Operates by first splitting Twitter stream by topic using Lucene and then identifying bursty tokens in those topic streams.
This package has a number of dependencies spelled out in pom.xml
but also expects to be executed via Apache Spark, v2.1.1+.
This code also requires Java 1.8 and will fail with newer versions of Java.
To build this code, you need only run mvn package
, which will produce an "uber" jar with all relevant dependencies.
Primary configuration for this package is set in the conf/streamer.properties
file, which specifies several configurable options, including window size, match thresholds, the minimum number of tokens in a candidate tweet, etc.
This software connects to a filtered Twitter stream, where we search for tweets that include a set of keywords or search terms present in a filter_keywords.txt
file you provide to spark-submit
.
Within that Twitter stream, you can also subdivide the stream into separate topics using the topics.json
configuration file. This file contains a JSON array of dictionaries, where each element contains the following:
{
"topid": "cv19",
"query": "covid19 OR vaccine OR vacine OR vax OR vaxx OR cv19",
"description": "Possible description of this topic",
"narrative": "Test of CV19"
}
The topid
field is an ID for this topic, used in logging. The description
and narrative
fields are informational, and their values are ignored.
The query
field, however, defines a Lucene query that can be applied to a tweet's body to connect a particular tweet to this particular topic. This query corresponds to the MATCH_THRESHOLD
field in the properties file, as the higher this threshold, the more a given tweet must match this query to be considered part of this topic. Alternatively, you can set MATCH_THRESHOLD
to 0.0, and all tweets will be considered relevant to all topics.

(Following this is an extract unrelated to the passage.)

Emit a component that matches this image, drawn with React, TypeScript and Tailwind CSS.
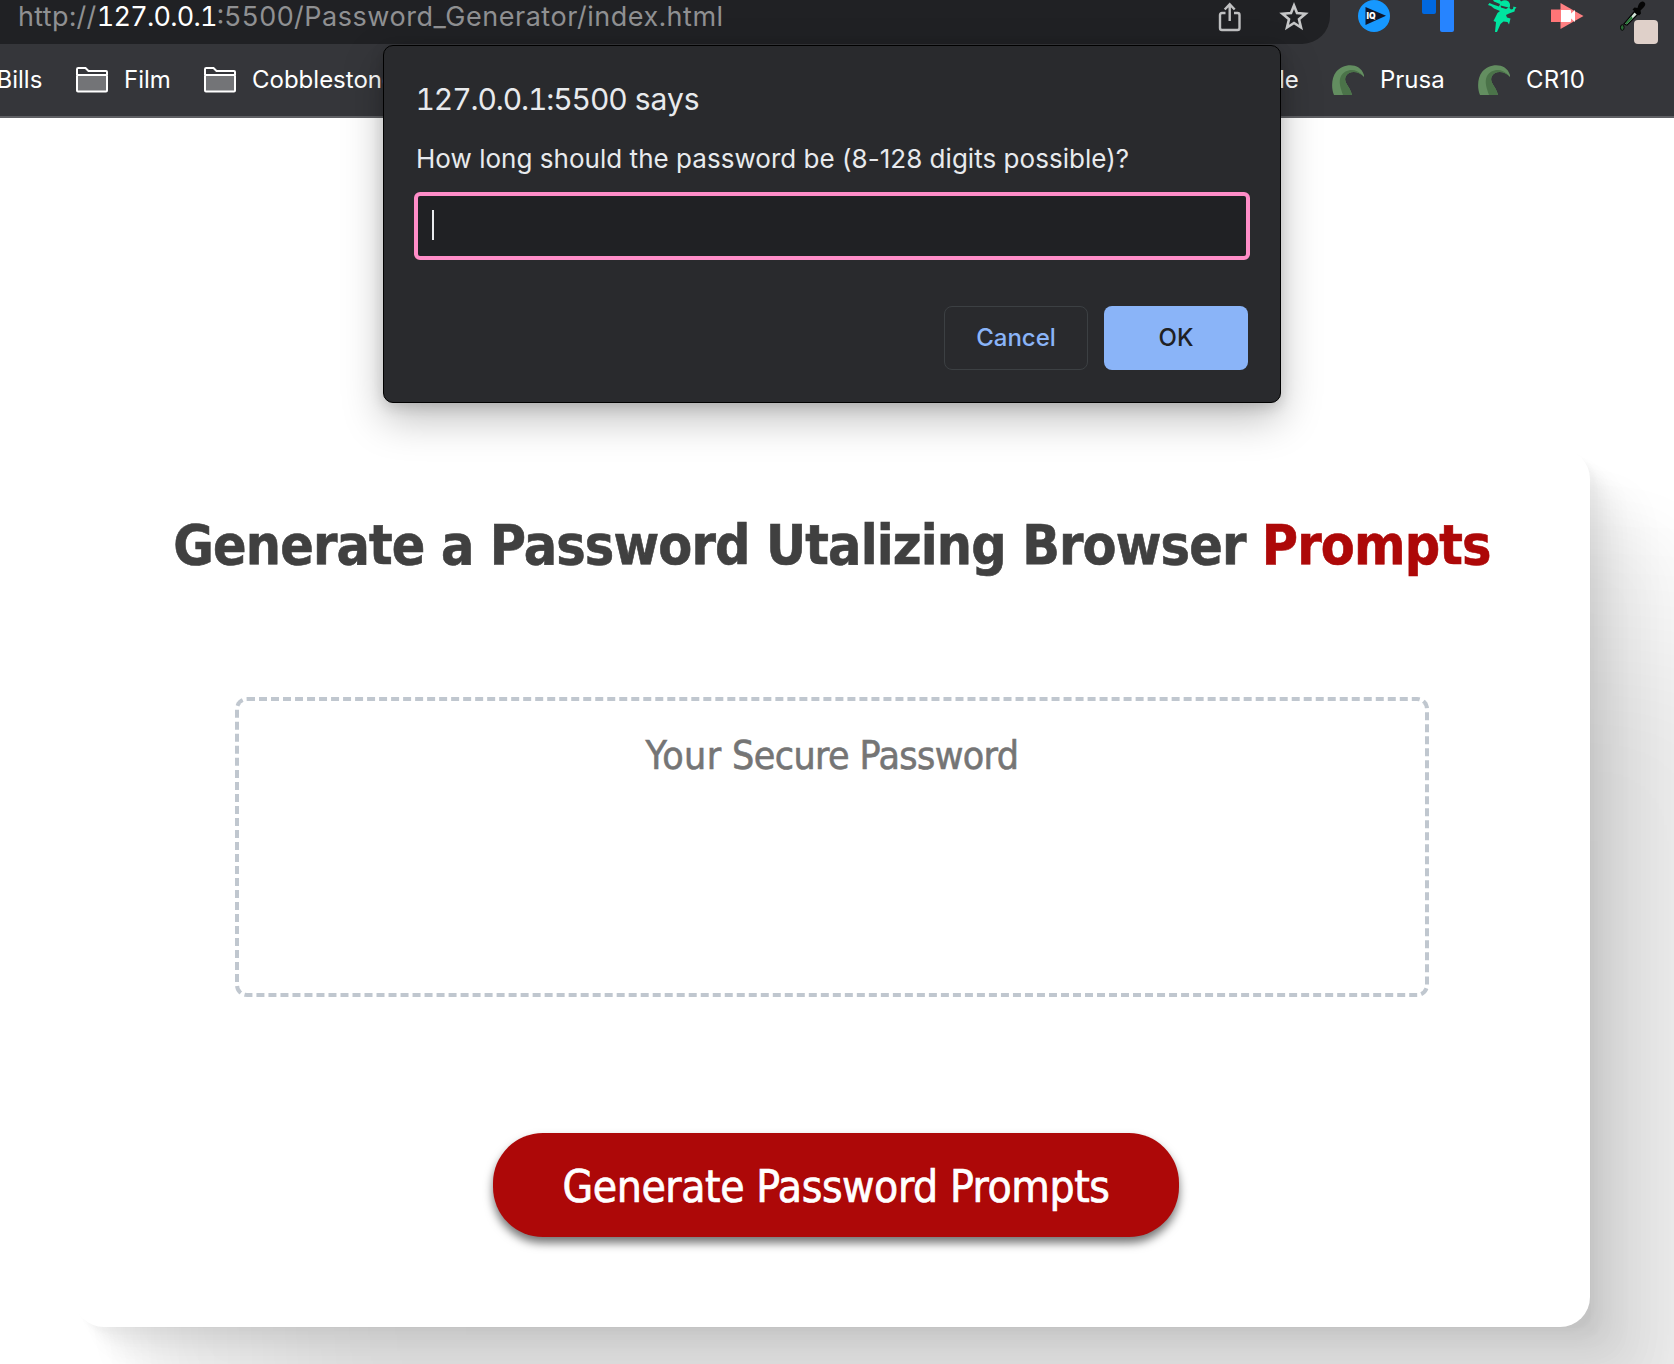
function FolderIcon() {
  return (
    <svg width="32" height="26" viewBox="0 0 32 26" fill="none" className="shrink-0">
      <path d="M1 8V2.2Q1 1 2.200 1H9.500L12.500 4H30Q31 4 31 5V8" stroke="#fff" strokeWidth="2" />
      <rect x="1" y="8" width="30" height="16.500" rx="1" fill="#737477" stroke="#fff" strokeWidth="2" />
    </svg>
  );
}

function TentacleIcon() {
  return (
    <svg width="32" height="30" viewBox="0 0 32 30" className="shrink-0">
      <path d="M2 30C-1 23 -.5 13 4 7C11-2 28-3 32 10V12C26 5 16 6 13.500 12C11.500 18 18 21 20 30Z" fill="#638e60" />
      <path d="M11 30C9 24 6 17 9 11C13 4 24 2 31 11C25 5 16 6 13.500 12C11.500 18 18 21 20 30Z" fill="#4b7349" />
    </svg>
  );
}

function ShareIcon() {
  return (
    <svg width="24" height="30" viewBox="0 0 24 30" fill="none" stroke="#c0c1c2" strokeWidth="2.400" className="shrink-0">
      <path d="M7.500 11H4Q2 11 2 13V26Q2 28 4 28H19.500Q21.500 28 21.500 26V13Q21.500 11 19.500 11H16" />
      <path d="M11.700 19V2.500M6.700 7.500L11.700 2.300L16.700 7.500" />
    </svg>
  );
}

function StarIcon() {
  return (
    <svg width="30" height="29" viewBox="0 0 30 29" className="shrink-0">
      <path
        d="M15 3.500L18 11L26.500 11.700L20 17.200L22 25.500L15 21L8 25.500L10 17.200L3.500 11.700L12 11Z"
        fill="none" stroke="#c6c7c8" strokeWidth="2.600"
      />
    </svg>
  );
}

function IqIcon() {
  return (
    <svg width="32" height="32" viewBox="0 0 32 32" className="shrink-0">
      <circle cx="16" cy="16" r="16" fill="#1698ff" />
      <path d="M7.500 7L28 15.700L7.500 25Z" fill="#10172a" />
      <text x="8.500" y="18.800" fill="#fff" fontSize="8.500" fontWeight="900" fontFamily="Inter, sans-serif">IQ</text>
    </svg>
  );
}

function BlueBarsIcon() {
  return (
    <svg width="32" height="32" viewBox="0 0 32 32" className="shrink-0">
      <rect x="0" y="-4" width="14" height="18" rx="2" fill="#0068e0" />
      <rect x="18" y="-4" width="14" height="36" rx="2" fill="#2684ff" />
    </svg>
  );
}

function NinjaIcon() {
  return (
    <svg width="30" height="32" viewBox="0 0 30 32" className="shrink-0">
      <path
        d="M5 0H12L13 1.500Q17-1 20.500 1.500Q23 4 21.500 8L23 9.500L25 9L25.500 6.500L28.500 7.500L27 9L26.500 11.500L21 13.500L18 15L19 17.500L22.500 18.500L21 24.500L19.500 22L15.500 21.500L12.500 24L9 32H7L8 22L5.500 21L8 16L9.500 13L12 11L6 8.500L3 6L0 5L1.500 3L5 4.500L11 6.500L12 4L6 1.500Z"
        fill="#00e5a0"
      />
      <path d="M12.500 5.500L20.500 7.500L18 9L13 7.500Z" fill="#35363a" />
    </svg>
  );
}

function CameraIcon() {
  return (
    <svg width="33" height="28" viewBox="0 0 33 28" className="shrink-0">
      <rect x="0" y="7.500" width="10" height="12.500" fill="#ff7577" />
      <path d="M9.500 1L32.500 14L9.500 27Z" fill="#ff8082" />
      <path d="M10 8H19Q20 8 20 9V11.500L24 8V20L20 16.500V19Q20 20 19 20H10Z" fill="#fff" />
    </svg>
  );
}

function DropperIcon() {
  return (
    <svg width="38" height="44" viewBox="0 0 38 44" className="shrink-0">
      <path d="M4 24L14.500 11.500L17.500 14.500L7 25Z" fill="#d3e3d8" stroke="#050505" strokeWidth="1.300" />
      <path d="M5 23.500L11.500 16L12.800 18.500L6.500 24.500Z" fill="#2c7a3c" />
      <ellipse cx="2.300" cy="27.500" rx="1.800" ry="2.800" fill="#2b6b36" stroke="#050505" />
      <path d="M12.500 9.500L14.500 7.500L17.500 8Q19 1 23 1.500Q27 3 24 7L20.500 10.500L21 13.500L19 15.500Z" fill="#050505" />
      <rect x="14" y="20" width="24" height="24" rx="4" fill="#dfd0c9" />
    </svg>
  );
}

export default function App() {
  return (
    <div className="relative flex h-[1364px] w-[1674px] flex-col overflow-hidden bg-white font-['Inter',sans-serif]">
      <header className="shrink-0 bg-[#35363a]">
        <div className="flex h-11">
          <div className="flex h-11 w-[1330px] items-start rounded-br-[28px] bg-[#202124] pl-[18px]">
            <div className="flex-1 whitespace-nowrap pt-px text-[27px] leading-[32px] tabular-nums text-[#8f9092]">
              <span className="tracking-[0.35px]">http://</span>
              <span className="tracking-[-0.75px] text-white">127.0.0.1</span>
              <span>:5500</span>
              <span className="tracking-[0.53px]">/Password_Generator/index.html</span>
            </div>
            <div className="mt-px flex w-[112px] gap-[37px] pt-px"><ShareIcon /><StarIcon /></div>
          </div>
          <div className="flex flex-1 items-start pl-7">
            <IqIcon />
            <div className="ml-8"><BlueBarsIcon /></div>
            <div className="ml-[34px]"><NinjaIcon /></div>
            <div className="ml-[33px] pt-0.5"><CameraIcon /></div>
            <div className="ml-9"><DropperIcon /></div>
          </div>
        </div>
        <div className="flex h-[74px] items-center border-b-2 border-[#5f6064] text-[24px] leading-[30px] text-white">
          <span className="-ml-[3.5px] w-[79.5px] whitespace-nowrap">Bills</span>
          <FolderIcon />
          <span className="ml-4 w-[80px]">Film</span>
          <FolderIcon />
          <span className="ml-4 w-[1027px] whitespace-nowrap">Cobblestone</span>
          <span className="w-[53px]">le</span>
          <TentacleIcon />
          <span className="ml-4 w-[98px]">Prusa</span>
          <TentacleIcon />
          <span className="ml-4 tracking-[0.3px]">CR10</span>
        </div>
      </header>

      <main className="pl-[74px] pt-[331px]">
        <section className="flex h-[878px] w-[1516px] flex-col items-center rounded-[30px] bg-white font-['DejaVu_Sans_Condensed','DejaVu_Sans',sans-serif] shadow-[5.6px_5.6px_4.4px_rgba(0,0,0,0.02),13.4px_13.4px_10.6px_rgba(0,0,0,0.028),25px_25px_20px_rgba(0,0,0,0.035),44.6px_44.6px_35.8px_rgba(0,0,0,0.042),83.6px_83.6px_66.8px_rgba(0,0,0,0.05),200px_200px_160px_rgba(0,0,0,0.07)]">
          <h1 className="mt-[62px] whitespace-nowrap text-[55px] font-bold leading-[68px] tracking-[-0.85px] text-[#404040] [-webkit-text-stroke:0.6px]">
            Generate a Password Utalizing Browser <span className="text-[#ad0808]">Prompts</span>
          </h1>
          <div className="mt-[118px] h-[300px] w-[1194px] rounded-xl border-4 border-dashed border-[#c0c7cf] pt-[31px] text-center text-[39px] leading-[48px] tracking-[-0.6px] text-[#757575] [-webkit-text-stroke:0.6px]">
            <span className="tracking-[0.4px]">Your</span> Secure Password
          </div>
          <button className="ml-2 mt-[136px] h-[104px] w-[686px] rounded-[50px] bg-[#ad0808] pt-[3px] text-[44px] leading-[54px] tracking-[-0.4px] text-white shadow-[0_6px_10px_rgba(0,0,0,0.55)] [-webkit-text-stroke:0.7px]">
            Generate Password Prompts
          </button>
        </section>
      </main>

      <div className="absolute left-[383px] top-[45px] flex h-[358px] w-[898px] flex-col rounded-[10px] border border-black bg-[#292a2d] px-[30px] text-[#e8eaed] shadow-[0_16px_40px_rgba(0,0,0,0.25),0_4px_14px_rgba(0,0,0,0.15)]">
        <h2 className="mt-[33px] whitespace-nowrap pl-[1.5px] text-[30px] leading-[40px] tabular-nums">
          <span className="tracking-[-1.12px]">127.0.0.1:5500</span> says
        </h2>
        <p className="mt-[23px] whitespace-nowrap pl-[2px] text-[26px] leading-[34px] tracking-[0.03px]">
          How long should the password be (8-128 digits possible)?
        </p>
        <div className="mt-4 flex h-[68px] w-[836px] items-center rounded-md border-4 border-[#ff8dc8] bg-[#202124] pb-0.5 pl-[14px]">
          <span className="h-[30px] w-[2px] bg-[#e8eaed]" />
        </div>
        <div className="mt-[46px] flex justify-end gap-4 pr-0.5 text-[24px] font-medium">
          <button className="h-16 w-36 rounded-lg border border-[#3c4043] text-[#8ab4f8]">Cancel</button>
          <button className="h-16 w-36 rounded-lg bg-[#8ab4f8] text-[#202124]">OK</button>
        </div>
      </div>
    </div>
  );
}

To connect to a Twitter stream for real-time processing, the developer must also provide a twitter4j.properties
file (or related configuration for Twitter4j), which specifies OAuth tokens. This properties file is expected to be in the current working directory.
To execute this streaming system, you need to submit this code via Spark's spark-submit
command. An example command is as follows:
spark-submit \
--master 'local[*]' \
--conf spark.ui.port=6886 \
--executor-memory 2g \
--conf spark.executor.memoryOverhead=16g \
--conf spark.driver.maxResultSize=16g \
--class edu.umd.cs.hcil.twitter.spark.stream.App \
target/BurstyTwitterStream-2.0-jar-with-dependencies.jar \
<streamer.properties> \
<topics.json> \
<log_file.log> \
<filter_keywords.txt>